Given the Mint’s requirement that the authorized purchasers only sell one set per household, the wide distribution the Mint sought will probably be met, Hanlon said. But that doesn’t mean the coins will get into the hands of collectors.

“All this publicity has attracted quite a few more interested parties, and those people are more interested in making money on this product than collecting,” Hanlon said.

As for delivery of the coins, Hanlon said some of the authorized purchasers will try to deliver the coins by the end of 2010, but Dillon Gage is waiting until it has its packaging and distribution system set up.

Don’t expect these coins to come in pretty boxed sets.

“These are bullion coins and collectors need to be reminded that these were minted as bullion coins, not numismatic coins, even though the mintage was low,” Hanlon said.

The coins will be delivered to the AP’s in tubes. They will be removed from the tubes and transferred to capsules for safe shipping, Hanlon said.

“There is no fancy packaging,” Hanlon said.”

Details of the ordering and shipping process will be listed on the Dillon Gage website, he said.

Crane said customers want to know how much the coins will cost, but the market is too fluid to pin down a cost.

“The after market on the coins is going to be through the roof,” Crane said.

He compared the 5-ounce set to the 1999 silver proof set for which the Mint set a purchase limit.

“That’s a proof set issue that goes up in price tremendously because there is never a concentration of them,” Crane said. “They are spread all over the country.”

Dealers and authorized purchasers are concerned they won’t be able to meet customer demand.

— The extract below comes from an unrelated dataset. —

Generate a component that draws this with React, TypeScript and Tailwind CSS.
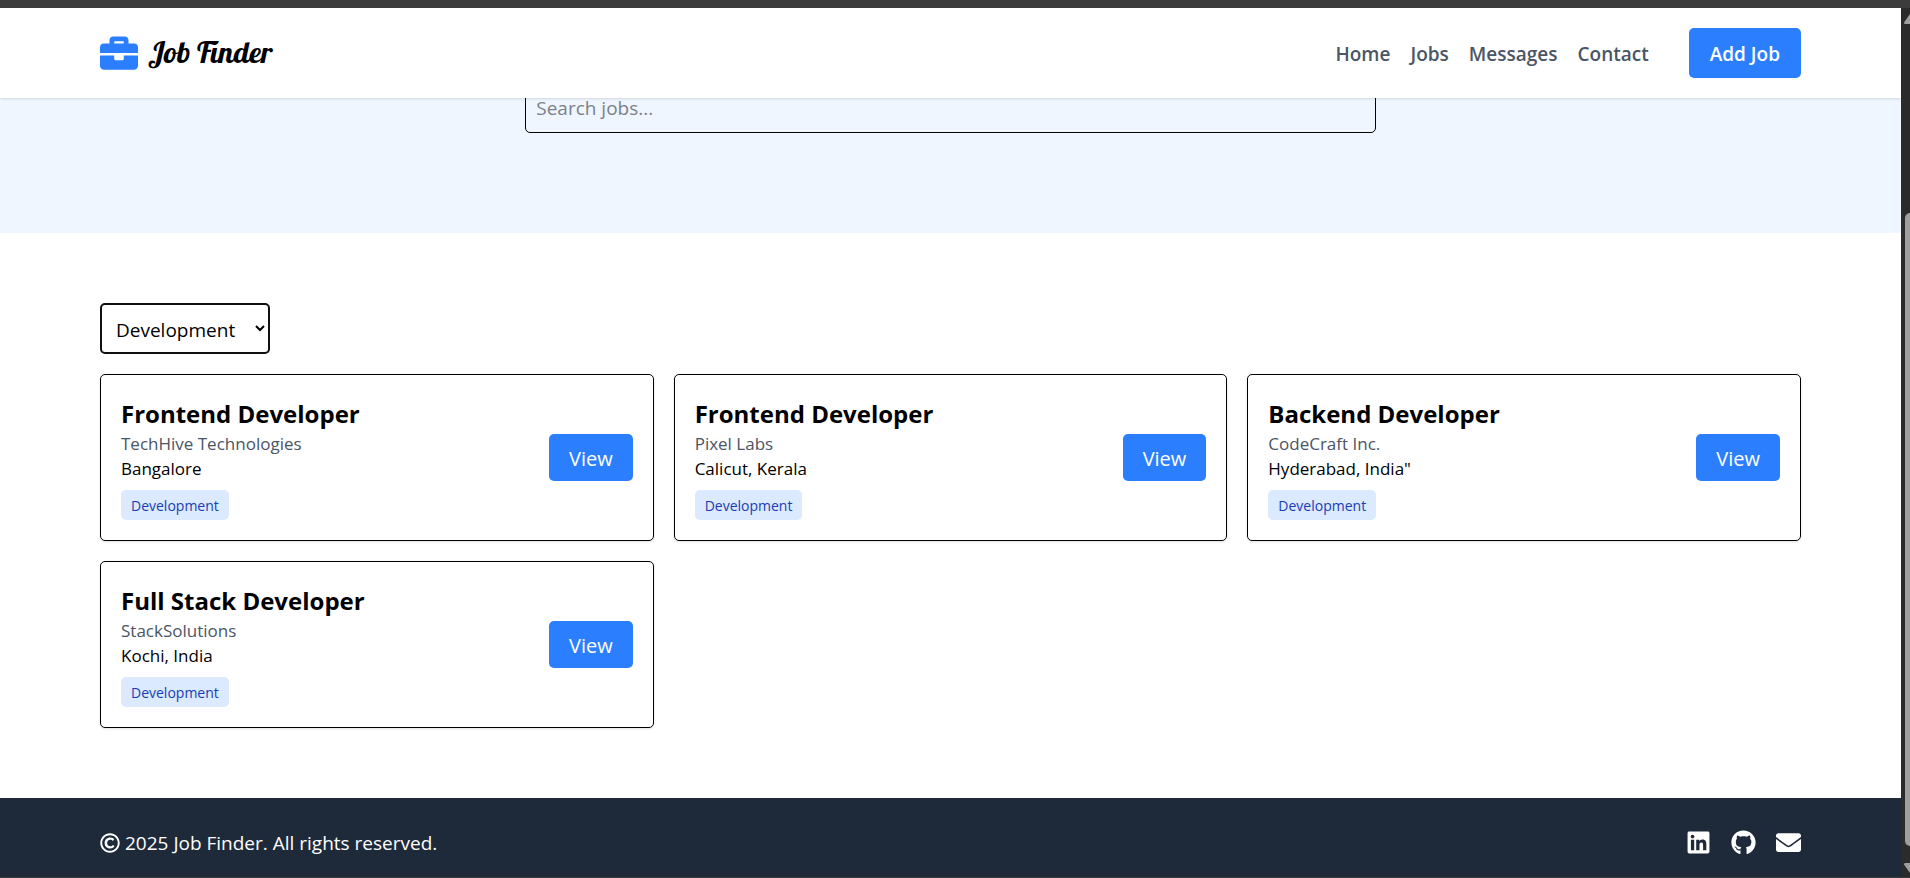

“A reminder to everybody, there is a very limited mintage,” Hanlon said. “We only received 3,000 sets, and we’re selling them only as sets, not individual coins. They’ll go very quickly and we’re aware there will be those who will be very disappointed because they were unable to get in on this limited mintage.”

But a note to collectors. A numismatic version of the coins will be available in February.